Stated task:
Go through the listing below and list every line with "this".
-- start --
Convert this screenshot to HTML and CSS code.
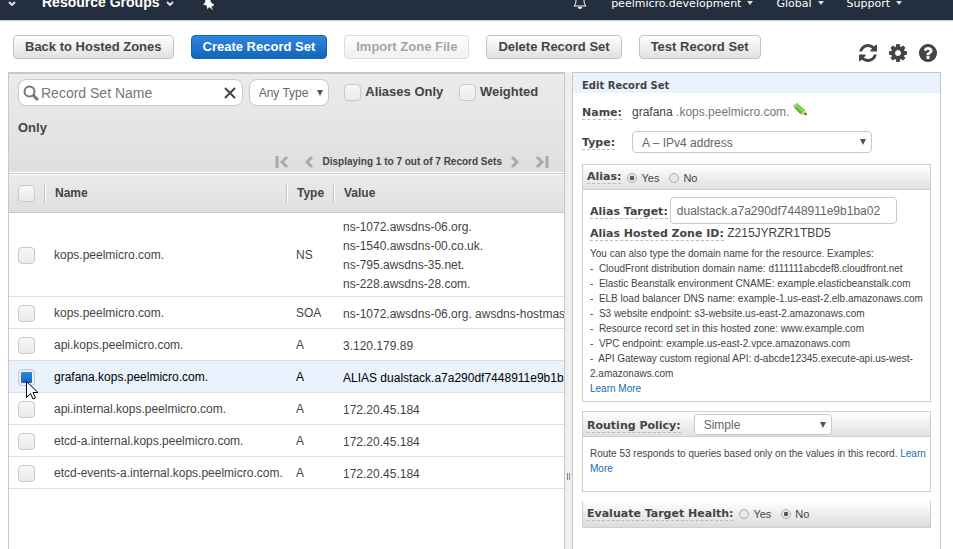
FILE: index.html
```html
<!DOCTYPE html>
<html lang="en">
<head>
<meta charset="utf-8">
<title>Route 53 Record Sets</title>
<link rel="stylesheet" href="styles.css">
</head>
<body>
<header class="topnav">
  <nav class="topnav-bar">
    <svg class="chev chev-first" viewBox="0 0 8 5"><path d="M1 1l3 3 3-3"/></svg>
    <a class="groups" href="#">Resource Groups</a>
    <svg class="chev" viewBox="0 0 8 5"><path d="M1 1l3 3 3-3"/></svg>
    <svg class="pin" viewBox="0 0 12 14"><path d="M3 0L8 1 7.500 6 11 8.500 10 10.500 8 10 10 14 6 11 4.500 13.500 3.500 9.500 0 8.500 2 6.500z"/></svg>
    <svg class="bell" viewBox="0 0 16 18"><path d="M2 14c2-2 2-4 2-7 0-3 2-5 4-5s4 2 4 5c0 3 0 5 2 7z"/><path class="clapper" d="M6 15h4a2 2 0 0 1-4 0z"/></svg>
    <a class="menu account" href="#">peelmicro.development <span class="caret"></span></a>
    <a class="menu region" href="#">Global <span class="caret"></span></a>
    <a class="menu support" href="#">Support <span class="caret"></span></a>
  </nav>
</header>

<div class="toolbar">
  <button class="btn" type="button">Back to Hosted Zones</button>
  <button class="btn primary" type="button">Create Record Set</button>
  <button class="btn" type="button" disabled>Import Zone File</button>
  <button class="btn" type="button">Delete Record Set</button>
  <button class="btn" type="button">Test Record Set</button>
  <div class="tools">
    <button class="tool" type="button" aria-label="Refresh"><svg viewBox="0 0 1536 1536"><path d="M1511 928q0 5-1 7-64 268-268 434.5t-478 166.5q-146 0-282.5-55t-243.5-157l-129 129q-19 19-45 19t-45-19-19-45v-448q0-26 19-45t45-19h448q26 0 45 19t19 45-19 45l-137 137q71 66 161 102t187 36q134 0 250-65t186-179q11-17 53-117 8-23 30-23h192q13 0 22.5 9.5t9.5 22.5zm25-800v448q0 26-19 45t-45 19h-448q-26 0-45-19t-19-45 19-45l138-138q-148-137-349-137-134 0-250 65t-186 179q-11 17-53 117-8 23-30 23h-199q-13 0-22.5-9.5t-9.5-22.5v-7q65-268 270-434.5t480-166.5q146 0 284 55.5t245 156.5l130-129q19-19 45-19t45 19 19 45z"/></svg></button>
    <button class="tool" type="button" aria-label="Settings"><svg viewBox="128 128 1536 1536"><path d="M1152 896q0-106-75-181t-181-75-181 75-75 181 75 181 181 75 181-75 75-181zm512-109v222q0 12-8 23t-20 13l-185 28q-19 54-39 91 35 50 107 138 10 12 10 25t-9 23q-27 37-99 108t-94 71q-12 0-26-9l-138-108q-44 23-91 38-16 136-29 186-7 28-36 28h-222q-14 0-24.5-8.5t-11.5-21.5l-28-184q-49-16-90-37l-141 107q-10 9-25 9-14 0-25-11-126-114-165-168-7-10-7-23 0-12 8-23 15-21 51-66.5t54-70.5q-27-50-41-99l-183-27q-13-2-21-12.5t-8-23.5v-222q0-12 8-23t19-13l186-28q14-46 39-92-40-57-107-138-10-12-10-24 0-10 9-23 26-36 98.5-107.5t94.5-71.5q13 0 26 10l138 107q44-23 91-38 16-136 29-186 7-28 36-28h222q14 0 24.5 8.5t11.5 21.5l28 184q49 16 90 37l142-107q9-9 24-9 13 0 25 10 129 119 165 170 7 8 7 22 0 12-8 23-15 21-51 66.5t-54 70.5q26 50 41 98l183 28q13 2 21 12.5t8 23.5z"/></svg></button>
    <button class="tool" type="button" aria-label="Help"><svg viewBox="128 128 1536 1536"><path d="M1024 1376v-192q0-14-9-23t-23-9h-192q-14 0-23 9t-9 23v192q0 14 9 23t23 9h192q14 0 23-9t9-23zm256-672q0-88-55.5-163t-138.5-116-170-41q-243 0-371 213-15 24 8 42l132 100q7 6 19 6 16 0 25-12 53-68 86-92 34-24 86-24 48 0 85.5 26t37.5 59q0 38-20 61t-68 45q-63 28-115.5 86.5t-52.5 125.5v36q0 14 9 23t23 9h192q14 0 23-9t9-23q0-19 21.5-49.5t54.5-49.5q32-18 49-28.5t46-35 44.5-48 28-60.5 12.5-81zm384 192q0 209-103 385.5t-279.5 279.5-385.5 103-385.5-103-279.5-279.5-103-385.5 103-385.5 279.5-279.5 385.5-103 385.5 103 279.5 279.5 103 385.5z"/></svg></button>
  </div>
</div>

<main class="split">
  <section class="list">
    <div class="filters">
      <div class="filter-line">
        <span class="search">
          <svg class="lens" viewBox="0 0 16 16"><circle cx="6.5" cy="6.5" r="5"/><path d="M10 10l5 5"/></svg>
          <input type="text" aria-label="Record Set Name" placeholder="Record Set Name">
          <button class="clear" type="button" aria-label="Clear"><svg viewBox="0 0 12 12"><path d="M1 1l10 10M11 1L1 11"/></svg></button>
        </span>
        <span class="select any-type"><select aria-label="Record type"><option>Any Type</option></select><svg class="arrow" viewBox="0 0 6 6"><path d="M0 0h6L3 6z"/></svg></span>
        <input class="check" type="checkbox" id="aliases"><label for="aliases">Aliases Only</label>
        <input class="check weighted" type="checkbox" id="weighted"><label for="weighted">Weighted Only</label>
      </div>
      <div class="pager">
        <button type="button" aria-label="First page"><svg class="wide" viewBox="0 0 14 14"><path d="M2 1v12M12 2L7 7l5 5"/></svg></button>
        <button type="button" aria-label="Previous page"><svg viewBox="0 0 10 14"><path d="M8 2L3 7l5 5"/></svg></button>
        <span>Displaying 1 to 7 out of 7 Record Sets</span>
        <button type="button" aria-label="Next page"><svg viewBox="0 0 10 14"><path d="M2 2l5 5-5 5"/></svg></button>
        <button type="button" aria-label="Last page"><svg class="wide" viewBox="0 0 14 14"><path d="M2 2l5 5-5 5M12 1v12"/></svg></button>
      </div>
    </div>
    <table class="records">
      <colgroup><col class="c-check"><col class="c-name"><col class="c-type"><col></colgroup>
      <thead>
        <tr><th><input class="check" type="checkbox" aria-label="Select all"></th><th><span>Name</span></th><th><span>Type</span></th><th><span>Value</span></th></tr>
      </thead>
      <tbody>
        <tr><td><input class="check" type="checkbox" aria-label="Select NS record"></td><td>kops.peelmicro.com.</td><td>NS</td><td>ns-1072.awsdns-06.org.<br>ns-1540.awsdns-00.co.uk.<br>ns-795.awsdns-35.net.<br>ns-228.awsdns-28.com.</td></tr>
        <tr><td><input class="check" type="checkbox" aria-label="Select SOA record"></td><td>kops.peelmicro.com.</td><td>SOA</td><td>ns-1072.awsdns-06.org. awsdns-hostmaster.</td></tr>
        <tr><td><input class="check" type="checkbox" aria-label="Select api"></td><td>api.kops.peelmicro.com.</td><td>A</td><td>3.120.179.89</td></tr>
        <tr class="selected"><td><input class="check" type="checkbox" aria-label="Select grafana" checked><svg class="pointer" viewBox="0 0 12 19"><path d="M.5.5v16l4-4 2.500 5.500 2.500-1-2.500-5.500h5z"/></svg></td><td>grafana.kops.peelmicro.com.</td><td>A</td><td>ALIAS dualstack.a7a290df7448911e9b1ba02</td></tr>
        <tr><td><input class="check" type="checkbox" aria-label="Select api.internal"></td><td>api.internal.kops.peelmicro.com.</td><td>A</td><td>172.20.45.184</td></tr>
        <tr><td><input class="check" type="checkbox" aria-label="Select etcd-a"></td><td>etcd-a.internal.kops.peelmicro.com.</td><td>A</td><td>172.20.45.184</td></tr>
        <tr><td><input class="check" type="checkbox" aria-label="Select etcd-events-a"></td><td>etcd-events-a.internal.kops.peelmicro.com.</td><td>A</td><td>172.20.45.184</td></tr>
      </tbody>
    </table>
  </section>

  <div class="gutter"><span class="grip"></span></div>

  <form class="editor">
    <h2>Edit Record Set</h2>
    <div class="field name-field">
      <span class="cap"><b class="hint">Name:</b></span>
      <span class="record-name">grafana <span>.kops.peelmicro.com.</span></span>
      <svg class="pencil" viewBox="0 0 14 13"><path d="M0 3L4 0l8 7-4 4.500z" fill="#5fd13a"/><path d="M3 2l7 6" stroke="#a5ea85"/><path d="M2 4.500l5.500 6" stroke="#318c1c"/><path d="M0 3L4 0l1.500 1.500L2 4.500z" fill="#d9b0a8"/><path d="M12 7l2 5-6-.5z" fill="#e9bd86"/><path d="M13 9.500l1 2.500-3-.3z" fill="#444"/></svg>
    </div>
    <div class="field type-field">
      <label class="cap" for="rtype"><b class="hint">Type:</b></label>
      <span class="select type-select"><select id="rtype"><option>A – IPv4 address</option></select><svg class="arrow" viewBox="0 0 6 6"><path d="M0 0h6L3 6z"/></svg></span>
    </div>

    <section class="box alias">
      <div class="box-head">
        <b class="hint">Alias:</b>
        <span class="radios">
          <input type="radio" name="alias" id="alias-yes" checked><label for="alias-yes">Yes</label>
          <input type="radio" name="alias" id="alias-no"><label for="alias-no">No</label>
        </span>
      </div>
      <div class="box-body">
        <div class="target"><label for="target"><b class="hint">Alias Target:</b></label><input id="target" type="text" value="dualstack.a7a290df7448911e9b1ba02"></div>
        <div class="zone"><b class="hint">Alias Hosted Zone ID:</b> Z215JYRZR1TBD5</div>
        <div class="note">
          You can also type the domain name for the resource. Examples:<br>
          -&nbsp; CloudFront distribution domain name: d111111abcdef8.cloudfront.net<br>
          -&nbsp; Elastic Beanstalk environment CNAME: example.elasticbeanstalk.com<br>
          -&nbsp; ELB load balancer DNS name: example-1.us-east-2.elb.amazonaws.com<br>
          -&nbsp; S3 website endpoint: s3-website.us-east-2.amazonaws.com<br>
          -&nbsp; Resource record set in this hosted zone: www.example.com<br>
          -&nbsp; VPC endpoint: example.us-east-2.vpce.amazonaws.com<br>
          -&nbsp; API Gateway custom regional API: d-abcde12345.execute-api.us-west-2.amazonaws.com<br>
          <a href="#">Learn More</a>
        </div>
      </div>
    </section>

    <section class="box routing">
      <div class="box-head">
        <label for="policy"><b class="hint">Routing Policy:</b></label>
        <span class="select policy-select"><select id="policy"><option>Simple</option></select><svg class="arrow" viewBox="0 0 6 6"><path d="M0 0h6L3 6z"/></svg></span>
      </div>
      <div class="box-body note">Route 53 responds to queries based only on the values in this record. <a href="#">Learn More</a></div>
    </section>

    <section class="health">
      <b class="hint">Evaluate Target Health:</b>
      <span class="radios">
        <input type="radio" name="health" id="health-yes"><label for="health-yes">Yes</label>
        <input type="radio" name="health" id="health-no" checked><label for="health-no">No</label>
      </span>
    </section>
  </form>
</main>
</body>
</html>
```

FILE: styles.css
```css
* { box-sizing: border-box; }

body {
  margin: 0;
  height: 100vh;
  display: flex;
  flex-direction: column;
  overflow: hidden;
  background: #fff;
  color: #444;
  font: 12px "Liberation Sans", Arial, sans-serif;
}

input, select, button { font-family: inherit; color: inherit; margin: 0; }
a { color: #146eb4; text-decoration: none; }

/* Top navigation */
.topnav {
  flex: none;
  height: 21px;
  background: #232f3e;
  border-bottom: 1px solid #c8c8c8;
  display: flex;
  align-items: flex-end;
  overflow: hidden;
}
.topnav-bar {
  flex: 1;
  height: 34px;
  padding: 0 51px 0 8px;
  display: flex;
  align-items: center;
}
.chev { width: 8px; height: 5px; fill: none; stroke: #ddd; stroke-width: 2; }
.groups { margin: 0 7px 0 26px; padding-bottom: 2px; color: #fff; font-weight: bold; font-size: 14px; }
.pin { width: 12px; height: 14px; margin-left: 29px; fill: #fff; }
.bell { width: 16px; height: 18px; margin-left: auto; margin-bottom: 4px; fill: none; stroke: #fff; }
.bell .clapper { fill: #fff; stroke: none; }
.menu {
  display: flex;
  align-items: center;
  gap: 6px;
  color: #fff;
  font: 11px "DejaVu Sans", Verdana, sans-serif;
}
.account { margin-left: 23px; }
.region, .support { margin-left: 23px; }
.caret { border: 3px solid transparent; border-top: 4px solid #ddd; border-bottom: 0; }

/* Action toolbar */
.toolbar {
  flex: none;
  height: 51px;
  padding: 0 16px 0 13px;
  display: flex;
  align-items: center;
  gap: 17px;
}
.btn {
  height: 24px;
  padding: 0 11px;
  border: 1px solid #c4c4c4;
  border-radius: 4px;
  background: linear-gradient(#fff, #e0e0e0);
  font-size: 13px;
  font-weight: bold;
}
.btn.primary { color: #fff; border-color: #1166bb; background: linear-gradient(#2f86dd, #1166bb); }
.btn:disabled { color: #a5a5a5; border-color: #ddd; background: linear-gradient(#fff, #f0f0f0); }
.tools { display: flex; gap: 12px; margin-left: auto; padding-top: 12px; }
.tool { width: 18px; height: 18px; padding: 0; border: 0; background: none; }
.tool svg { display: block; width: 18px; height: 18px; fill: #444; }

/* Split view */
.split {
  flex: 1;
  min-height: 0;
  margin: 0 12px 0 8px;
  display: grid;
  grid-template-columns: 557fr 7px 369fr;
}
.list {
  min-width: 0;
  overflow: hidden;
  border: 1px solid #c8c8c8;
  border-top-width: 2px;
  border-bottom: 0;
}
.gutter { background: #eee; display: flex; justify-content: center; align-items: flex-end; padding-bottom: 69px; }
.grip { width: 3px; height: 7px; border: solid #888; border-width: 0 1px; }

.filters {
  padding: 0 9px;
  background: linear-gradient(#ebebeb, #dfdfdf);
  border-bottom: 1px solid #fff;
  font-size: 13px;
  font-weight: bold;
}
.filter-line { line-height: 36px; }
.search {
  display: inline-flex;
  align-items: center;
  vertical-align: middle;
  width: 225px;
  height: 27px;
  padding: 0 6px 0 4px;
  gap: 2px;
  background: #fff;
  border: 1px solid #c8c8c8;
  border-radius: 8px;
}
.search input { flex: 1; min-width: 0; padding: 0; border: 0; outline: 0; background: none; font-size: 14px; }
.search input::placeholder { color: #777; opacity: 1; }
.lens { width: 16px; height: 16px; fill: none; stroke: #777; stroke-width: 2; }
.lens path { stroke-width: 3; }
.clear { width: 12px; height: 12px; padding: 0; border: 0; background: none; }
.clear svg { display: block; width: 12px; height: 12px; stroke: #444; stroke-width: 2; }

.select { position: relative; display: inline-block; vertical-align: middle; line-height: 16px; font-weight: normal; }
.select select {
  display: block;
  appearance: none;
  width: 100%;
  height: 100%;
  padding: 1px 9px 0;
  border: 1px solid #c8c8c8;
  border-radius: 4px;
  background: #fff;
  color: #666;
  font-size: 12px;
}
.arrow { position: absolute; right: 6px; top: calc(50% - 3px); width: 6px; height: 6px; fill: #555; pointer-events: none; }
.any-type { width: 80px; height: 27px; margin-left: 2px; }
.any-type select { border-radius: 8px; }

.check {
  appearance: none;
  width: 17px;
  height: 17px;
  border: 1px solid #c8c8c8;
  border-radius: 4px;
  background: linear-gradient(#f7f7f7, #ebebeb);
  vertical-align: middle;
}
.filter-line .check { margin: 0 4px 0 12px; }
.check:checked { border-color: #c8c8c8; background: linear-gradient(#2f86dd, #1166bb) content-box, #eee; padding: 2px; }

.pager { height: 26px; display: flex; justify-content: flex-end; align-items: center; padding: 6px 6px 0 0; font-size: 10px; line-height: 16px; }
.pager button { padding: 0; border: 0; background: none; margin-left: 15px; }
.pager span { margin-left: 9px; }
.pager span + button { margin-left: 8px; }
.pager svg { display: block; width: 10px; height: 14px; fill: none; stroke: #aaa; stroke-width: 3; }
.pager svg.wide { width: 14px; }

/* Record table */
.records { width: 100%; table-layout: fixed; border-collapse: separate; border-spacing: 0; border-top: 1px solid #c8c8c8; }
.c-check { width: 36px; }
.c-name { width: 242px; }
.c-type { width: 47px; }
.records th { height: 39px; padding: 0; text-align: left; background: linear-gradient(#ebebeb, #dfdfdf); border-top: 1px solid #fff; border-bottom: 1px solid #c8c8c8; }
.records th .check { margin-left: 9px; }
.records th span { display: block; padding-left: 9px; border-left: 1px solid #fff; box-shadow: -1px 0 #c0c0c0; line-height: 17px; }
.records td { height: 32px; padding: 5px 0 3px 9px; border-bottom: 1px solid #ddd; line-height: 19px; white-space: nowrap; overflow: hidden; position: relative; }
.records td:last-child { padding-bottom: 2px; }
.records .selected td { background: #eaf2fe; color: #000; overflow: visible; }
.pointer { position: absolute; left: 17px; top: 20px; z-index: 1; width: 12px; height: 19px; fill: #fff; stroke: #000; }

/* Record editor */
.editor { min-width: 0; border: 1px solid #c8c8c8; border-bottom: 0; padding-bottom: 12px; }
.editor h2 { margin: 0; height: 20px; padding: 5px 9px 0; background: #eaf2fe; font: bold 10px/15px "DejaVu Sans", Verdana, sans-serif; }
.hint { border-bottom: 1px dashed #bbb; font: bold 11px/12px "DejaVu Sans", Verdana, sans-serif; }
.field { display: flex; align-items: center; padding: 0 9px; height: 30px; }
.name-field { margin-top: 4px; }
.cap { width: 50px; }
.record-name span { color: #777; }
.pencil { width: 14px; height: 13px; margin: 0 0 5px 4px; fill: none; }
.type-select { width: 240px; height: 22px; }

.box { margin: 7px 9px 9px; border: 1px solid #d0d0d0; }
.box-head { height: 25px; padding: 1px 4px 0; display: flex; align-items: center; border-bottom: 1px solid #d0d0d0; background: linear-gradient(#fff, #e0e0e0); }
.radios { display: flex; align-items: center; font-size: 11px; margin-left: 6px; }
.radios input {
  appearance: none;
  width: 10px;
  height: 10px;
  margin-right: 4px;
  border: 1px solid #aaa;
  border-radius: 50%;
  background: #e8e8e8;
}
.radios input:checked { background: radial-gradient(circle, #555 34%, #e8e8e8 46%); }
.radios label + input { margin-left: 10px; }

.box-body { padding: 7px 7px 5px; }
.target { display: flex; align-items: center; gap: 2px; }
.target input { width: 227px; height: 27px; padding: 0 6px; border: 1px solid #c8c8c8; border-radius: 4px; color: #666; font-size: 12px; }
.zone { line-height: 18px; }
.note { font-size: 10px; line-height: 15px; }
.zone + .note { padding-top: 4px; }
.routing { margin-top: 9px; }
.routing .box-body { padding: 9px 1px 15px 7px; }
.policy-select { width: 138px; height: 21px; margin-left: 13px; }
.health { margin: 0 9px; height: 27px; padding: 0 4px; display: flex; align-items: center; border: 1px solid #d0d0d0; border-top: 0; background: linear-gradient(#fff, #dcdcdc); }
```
-- end --
Solution to the exercise:
Convert this screenshot to HTML and CSS code.
          -&nbsp; Resource record set in this hosted zone: www.example.com<br>
      <div class="box-body note">Route 53 responds to queries based only on the values in this record. <a href="#">Learn More</a></div>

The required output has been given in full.